History
Adelia Prichard of Oregon, a National President of Business and Professional Women's Clubs from 1923 to 1925, spearheaded the sorority's organization by proposing a national education and service sorority. In 1929 a group of community oriented women in Jacksonville, Texas drafted an organization charter. With ten signatures, a national charter was issued to ESA by the state of Missouri on February 11, 1930. The organization still functions under the original charter but is now incorporated in the state of Colorado.
Prichard was appointed the first National Director, and spearheaded the sorority's early growth. She asked prominent women from around the United States to serve as members of the Founder's Chapter and to act as advisors. The chapter included Pearl Kinman; Clara Leach; Althea Terry, State President of the Business and Professional Clubs; Susan. B. Rebhan, a State Supreme Court Judge; Florence Sterling, writer and editor; Phoebe Kerrick Warner, author and National Chairman of the Rural Women's Clubs; businesswoman Florence Crawford; teacher Daisy Birchfield; and Mary Redfield Plummer, lecturer on parliamentary law at Northwestern University. The first National Headquarters office was located in Kansas City, Missouri, with a central states divisional office in St. Louis.
Director Sybil Murphy Flaherty organized the first National Convention in 1938. Two chapters in Kansas City hosted the convention with about 60 delegatess attending. At that time, delegates set up a National Advisory Council (the forerunner of the present International Council), and elected Irene Copeland Lugland of Kansas City as the first National President.

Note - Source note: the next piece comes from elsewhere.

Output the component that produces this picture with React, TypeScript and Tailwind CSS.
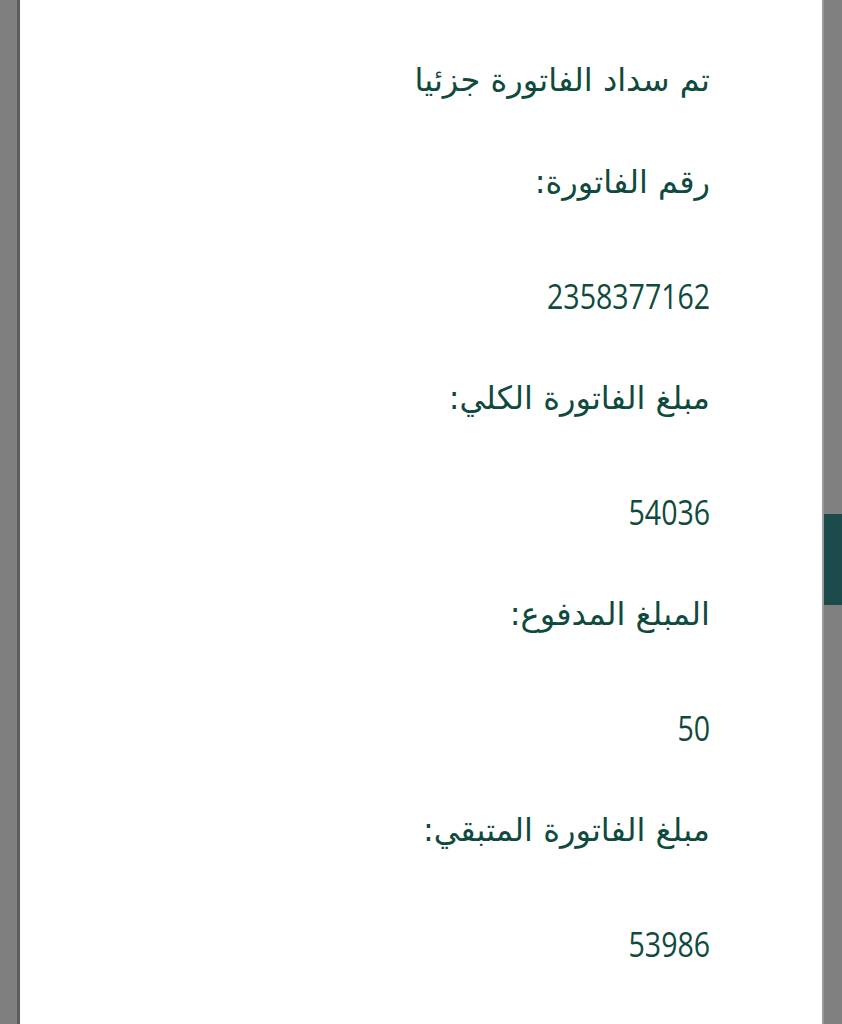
const ROWS = [
  { text: "تم سداد الفاتورة جزئيا", kind: "title" },
  { text: "رقم الفاتورة:", kind: "label" },
  { text: "2358377162", kind: "value" },
  { text: "مبلغ الفاتورة الكلي:", kind: "label" },
  { text: "54036", kind: "value" },
  { text: "المبلغ المدفوع:", kind: "label" },
  { text: "50", kind: "value" },
  { text: "مبلغ الفاتورة المتبقي:", kind: "label" },
  { text: "53986", kind: "value" },
];

export default function App() {
  return (
    <div className="flex h-screen w-full overflow-hidden bg-[#808080]">
      <div className="w-[17px] shrink-0 bg-[#7f7f7f]" />
      <div className="w-[3px] shrink-0 bg-[#5c5c5c]" />
      <div
        dir="rtl"
        className="flex flex-1 flex-col bg-white pr-[112px] pt-[26px] text-[#0f4a3e]"
      >
        {ROWS.map((row, i) =>
          row.kind === "value" ? (
            <div key={i} className="flex h-[108px] items-center">
              <span className="inline-block origin-right scale-x-[0.815] font-['Open_Sans',sans-serif] text-[35px]">
                {row.text}
              </span>
            </div>
          ) : (
            <div
              key={i}
              className={
                row.kind === "label"
                  ? "flex h-[108px] items-center pb-[12px] font-['DejaVu_Sans',sans-serif] text-[32px]"
                  : "flex h-[108px] items-center font-['DejaVu_Sans',sans-serif] text-[32px]"
              }
            >
              {row.text}
            </div>
          )
        )}
      </div>
      <div className="w-[2px] shrink-0 bg-[#9a9a9a]" />
      <div className="flex w-[18px] shrink-0 flex-col bg-[#808080] pt-[514px]">
        <div className="h-[91px] bg-[#1b4b4a]" />
      </div>
    </div>
  );
}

During World War II, ESA National Headquarters sponsored an “Empty Your Purse for Uncle Sam” campaign, one of the first nationally organized activities of the organization. In this door to door campaign, members collected metal for recycling into munitions. ESA also collected books and other reading material for distribution to soldiers around the world. Local projects to assist the war effort were encouraged, and many chapters enrolled and sponsored Red Cross courses to combat local emergencies.
In 1948, an ESA chapter was organized in Voorsburg, in the Netherlands. The name of the National Advisory Council was then changed to the International Advisory Council. Since then, Epsilon Sigma Alpha chapters have been organized in Germany, Guam, Denmark, Peru, Australia, Mexico, the Philippines, and Scotland.